# What to work on:
List each line in which the string "index" appears.

# Records shown:
----------------
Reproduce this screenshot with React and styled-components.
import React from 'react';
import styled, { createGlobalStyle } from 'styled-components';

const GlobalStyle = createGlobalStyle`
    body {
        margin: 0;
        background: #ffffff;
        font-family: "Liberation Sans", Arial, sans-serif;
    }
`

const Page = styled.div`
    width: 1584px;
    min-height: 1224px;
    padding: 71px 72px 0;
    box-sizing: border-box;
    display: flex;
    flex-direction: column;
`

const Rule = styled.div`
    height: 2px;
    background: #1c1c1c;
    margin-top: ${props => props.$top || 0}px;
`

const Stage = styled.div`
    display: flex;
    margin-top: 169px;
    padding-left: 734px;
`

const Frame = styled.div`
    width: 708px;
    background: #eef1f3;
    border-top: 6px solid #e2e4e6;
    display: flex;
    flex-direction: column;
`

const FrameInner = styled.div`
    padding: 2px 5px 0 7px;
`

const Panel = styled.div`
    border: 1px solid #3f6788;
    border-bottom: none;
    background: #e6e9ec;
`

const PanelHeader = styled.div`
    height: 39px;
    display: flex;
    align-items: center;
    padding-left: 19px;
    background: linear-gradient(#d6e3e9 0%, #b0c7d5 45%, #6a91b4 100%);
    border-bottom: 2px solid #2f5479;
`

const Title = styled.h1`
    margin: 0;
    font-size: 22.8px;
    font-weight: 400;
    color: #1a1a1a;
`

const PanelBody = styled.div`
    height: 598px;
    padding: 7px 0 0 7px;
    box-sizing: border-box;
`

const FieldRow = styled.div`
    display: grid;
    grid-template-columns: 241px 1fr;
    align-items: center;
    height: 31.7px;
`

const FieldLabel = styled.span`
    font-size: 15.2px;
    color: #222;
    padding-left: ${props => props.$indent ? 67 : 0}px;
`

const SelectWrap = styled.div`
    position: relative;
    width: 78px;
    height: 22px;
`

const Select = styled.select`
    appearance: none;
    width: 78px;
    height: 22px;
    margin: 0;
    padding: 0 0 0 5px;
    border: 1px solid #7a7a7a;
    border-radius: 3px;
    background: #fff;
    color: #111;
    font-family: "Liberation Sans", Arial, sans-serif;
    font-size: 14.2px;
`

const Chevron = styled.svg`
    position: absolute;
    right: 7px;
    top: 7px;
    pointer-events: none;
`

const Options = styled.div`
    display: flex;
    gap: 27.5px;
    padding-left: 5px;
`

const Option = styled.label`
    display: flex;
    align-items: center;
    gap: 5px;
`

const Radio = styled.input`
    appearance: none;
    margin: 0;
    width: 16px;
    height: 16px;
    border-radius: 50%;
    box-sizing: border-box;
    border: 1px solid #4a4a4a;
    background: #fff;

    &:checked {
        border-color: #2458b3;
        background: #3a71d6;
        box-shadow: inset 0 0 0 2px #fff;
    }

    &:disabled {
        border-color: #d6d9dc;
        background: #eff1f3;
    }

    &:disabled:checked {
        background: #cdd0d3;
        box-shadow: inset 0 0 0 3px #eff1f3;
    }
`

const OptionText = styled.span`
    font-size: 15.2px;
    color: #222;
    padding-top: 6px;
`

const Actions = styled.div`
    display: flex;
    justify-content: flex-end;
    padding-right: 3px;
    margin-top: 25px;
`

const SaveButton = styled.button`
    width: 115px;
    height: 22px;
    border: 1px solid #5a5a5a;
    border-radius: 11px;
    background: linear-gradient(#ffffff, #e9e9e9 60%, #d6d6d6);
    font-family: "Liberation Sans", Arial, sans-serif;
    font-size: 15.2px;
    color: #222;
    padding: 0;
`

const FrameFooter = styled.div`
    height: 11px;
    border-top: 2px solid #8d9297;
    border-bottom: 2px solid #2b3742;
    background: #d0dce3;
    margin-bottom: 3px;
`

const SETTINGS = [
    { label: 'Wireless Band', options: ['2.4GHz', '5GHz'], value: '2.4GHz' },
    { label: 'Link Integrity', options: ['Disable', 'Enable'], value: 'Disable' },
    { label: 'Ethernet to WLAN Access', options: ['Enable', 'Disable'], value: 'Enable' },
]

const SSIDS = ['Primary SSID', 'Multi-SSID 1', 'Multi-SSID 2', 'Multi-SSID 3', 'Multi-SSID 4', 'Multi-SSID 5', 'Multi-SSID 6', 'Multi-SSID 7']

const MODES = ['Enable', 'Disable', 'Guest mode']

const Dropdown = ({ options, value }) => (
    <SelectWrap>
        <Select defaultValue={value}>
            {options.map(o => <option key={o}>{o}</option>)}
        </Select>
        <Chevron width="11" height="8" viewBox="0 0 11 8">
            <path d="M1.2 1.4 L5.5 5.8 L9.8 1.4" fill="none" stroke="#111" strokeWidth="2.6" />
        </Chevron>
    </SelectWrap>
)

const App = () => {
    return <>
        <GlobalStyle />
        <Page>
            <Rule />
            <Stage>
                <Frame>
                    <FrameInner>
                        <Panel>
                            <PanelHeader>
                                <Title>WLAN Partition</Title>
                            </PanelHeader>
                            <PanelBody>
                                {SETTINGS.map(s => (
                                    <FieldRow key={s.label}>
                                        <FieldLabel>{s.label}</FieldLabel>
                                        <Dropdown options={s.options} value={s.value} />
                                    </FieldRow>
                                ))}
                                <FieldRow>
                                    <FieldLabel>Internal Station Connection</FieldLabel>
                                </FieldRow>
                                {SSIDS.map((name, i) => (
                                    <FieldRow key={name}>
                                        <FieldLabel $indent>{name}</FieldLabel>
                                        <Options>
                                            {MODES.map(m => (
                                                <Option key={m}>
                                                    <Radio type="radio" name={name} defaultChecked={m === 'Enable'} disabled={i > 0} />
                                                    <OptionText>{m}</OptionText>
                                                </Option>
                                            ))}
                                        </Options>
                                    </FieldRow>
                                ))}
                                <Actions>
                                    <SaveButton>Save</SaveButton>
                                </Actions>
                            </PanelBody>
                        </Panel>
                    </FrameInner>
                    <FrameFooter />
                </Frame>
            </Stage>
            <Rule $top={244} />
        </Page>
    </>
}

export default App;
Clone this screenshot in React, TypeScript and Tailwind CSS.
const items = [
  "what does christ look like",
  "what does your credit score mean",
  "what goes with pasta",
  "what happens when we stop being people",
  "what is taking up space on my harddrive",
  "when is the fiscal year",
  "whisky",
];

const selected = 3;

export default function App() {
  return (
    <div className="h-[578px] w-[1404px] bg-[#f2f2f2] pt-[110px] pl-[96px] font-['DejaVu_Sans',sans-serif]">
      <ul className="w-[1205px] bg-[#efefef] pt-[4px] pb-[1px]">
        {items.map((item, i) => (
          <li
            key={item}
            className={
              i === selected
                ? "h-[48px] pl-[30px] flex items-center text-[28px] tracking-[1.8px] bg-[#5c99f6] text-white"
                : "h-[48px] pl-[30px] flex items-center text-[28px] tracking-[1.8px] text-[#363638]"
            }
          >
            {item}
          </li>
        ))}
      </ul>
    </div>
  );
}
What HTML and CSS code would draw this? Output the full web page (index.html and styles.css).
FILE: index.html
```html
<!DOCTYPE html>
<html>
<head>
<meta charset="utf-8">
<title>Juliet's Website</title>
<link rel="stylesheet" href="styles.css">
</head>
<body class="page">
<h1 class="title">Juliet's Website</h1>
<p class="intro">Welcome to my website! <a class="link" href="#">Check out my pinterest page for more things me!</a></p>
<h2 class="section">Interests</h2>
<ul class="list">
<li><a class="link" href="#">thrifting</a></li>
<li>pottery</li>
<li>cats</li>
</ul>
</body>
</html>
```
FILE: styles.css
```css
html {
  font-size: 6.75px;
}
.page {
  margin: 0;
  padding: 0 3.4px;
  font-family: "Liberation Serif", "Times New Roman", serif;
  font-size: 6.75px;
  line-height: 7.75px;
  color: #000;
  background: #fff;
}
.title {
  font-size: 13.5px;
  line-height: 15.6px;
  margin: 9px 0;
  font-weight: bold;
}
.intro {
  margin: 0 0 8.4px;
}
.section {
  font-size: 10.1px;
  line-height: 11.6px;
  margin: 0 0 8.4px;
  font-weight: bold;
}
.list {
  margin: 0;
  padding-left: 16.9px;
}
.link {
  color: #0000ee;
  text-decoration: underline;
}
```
----------------
# Expected answer:
What HTML and CSS code would draw this? Output the full web page (index.html and styles.css).
FILE: index.html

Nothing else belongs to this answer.